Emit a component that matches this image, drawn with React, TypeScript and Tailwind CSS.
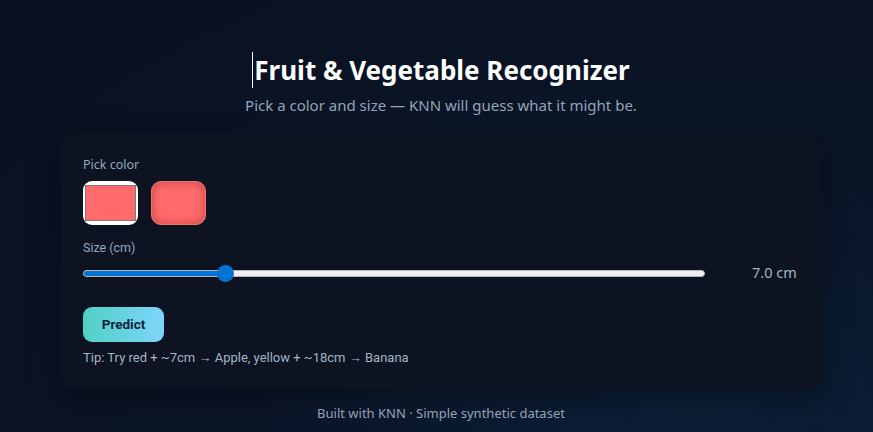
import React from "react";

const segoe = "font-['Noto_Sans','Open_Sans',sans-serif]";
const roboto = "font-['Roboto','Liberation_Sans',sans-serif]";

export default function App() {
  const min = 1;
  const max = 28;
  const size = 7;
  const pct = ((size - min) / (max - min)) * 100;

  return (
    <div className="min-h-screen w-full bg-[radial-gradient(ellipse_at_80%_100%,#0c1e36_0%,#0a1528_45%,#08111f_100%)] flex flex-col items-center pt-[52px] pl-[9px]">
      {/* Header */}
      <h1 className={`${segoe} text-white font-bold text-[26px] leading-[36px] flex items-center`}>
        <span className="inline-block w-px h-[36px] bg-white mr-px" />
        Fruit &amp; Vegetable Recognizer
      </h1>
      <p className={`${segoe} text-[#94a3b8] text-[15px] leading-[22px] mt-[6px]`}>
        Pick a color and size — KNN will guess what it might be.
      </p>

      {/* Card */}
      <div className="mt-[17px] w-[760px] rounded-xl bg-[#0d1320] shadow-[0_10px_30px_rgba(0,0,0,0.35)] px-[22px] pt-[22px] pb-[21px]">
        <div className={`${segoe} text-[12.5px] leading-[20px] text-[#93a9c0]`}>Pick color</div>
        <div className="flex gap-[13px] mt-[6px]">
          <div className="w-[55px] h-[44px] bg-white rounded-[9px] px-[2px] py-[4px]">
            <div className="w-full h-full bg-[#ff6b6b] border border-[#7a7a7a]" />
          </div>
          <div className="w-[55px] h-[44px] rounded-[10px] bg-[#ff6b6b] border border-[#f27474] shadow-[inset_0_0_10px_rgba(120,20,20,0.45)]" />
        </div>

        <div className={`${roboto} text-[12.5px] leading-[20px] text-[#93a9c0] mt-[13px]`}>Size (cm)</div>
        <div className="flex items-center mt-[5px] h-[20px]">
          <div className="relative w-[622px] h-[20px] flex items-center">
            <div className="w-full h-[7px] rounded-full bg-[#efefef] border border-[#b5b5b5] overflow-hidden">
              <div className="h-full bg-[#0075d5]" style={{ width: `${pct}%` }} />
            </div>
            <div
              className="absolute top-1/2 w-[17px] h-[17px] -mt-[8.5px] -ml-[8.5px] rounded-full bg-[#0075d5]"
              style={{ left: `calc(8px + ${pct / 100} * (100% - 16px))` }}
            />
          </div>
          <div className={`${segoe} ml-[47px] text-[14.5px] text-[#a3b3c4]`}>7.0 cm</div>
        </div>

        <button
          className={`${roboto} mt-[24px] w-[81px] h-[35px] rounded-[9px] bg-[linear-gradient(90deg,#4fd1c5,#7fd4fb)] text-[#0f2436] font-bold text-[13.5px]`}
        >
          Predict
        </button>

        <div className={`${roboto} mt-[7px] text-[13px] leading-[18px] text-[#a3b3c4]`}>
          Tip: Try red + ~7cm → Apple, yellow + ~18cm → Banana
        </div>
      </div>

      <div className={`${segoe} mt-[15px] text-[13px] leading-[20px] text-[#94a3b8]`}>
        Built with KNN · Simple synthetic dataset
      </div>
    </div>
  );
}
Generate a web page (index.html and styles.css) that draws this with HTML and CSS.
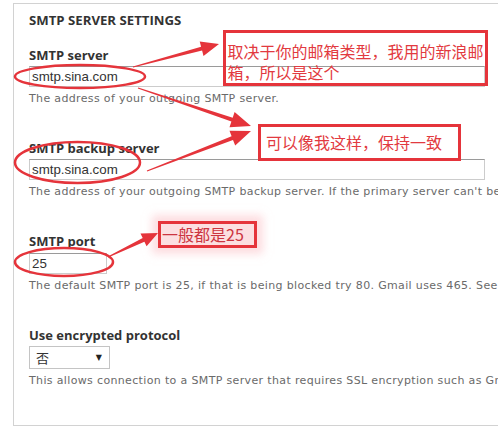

+---+

Pictures in the records must not appear in the copy; transcribe everything else precisely.

Exercise solution:
Emit a component that matches this image, drawn with React, TypeScript and Tailwind CSS.
import React from "react";

const segoe = "font-['Noto_Sans','Open_Sans',sans-serif]";
const roboto = "font-['Roboto','Liberation_Sans',sans-serif]";

export default function App() {
  const min = 1;
  const max = 28;
  const size = 7;
  const pct = ((size - min) / (max - min)) * 100;

  return (
    <div className="min-h-screen w-full bg-[radial-gradient(ellipse_at_80%_100%,#0c1e36_0%,#0a1528_45%,#08111f_100%)] flex flex-col items-center pt-[52px] pl-[9px]">
      {/* Header */}
      <h1 className={`${segoe} text-white font-bold text-[26px] leading-[36px] flex items-center`}>
        <span className="inline-block w-px h-[36px] bg-white mr-px" />
        Fruit &amp; Vegetable Recognizer
      </h1>
      <p className={`${segoe} text-[#94a3b8] text-[15px] leading-[22px] mt-[6px]`}>
        Pick a color and size — KNN will guess what it might be.
      </p>

      {/* Card */}
      <div className="mt-[17px] w-[760px] rounded-xl bg-[#0d1320] shadow-[0_10px_30px_rgba(0,0,0,0.35)] px-[22px] pt-[22px] pb-[21px]">
        <div className={`${segoe} text-[12.5px] leading-[20px] text-[#93a9c0]`}>Pick color</div>
        <div className="flex gap-[13px] mt-[6px]">
          <div className="w-[55px] h-[44px] bg-white rounded-[9px] px-[2px] py-[4px]">
            <div className="w-full h-full bg-[#ff6b6b] border border-[#7a7a7a]" />
          </div>
          <div className="w-[55px] h-[44px] rounded-[10px] bg-[#ff6b6b] border border-[#f27474] shadow-[inset_0_0_10px_rgba(120,20,20,0.45)]" />
        </div>

        <div className={`${roboto} text-[12.5px] leading-[20px] text-[#93a9c0] mt-[13px]`}>Size (cm)</div>
        <div className="flex items-center mt-[5px] h-[20px]">
          <div className="relative w-[622px] h-[20px] flex items-center">
            <div className="w-full h-[7px] rounded-full bg-[#efefef] border border-[#b5b5b5] overflow-hidden">
              <div className="h-full bg-[#0075d5]" style={{ width: `${pct}%` }} />
            </div>
            <div
              className="absolute top-1/2 w-[17px] h-[17px] -mt-[8.5px] -ml-[8.5px] rounded-full bg-[#0075d5]"
              style={{ left: `calc(8px + ${pct / 100} * (100% - 16px))` }}
            />
          </div>
          <div className={`${segoe} ml-[47px] text-[14.5px] text-[#a3b3c4]`}>7.0 cm</div>
        </div>

        <button
          className={`${roboto} mt-[24px] w-[81px] h-[35px] rounded-[9px] bg-[linear-gradient(90deg,#4fd1c5,#7fd4fb)] text-[#0f2436] font-bold text-[13.5px]`}
        >
          Predict
        </button>

        <div className={`${roboto} mt-[7px] text-[13px] leading-[18px] text-[#a3b3c4]`}>
          Tip: Try red + ~7cm → Apple, yellow + ~18cm → Banana
        </div>
      </div>

      <div className={`${segoe} mt-[15px] text-[13px] leading-[20px] text-[#94a3b8]`}>
        Built with KNN · Simple synthetic dataset
      </div>
    </div>
  );
}
Generate a web page (index.html and styles.css) that draws this with HTML and CSS.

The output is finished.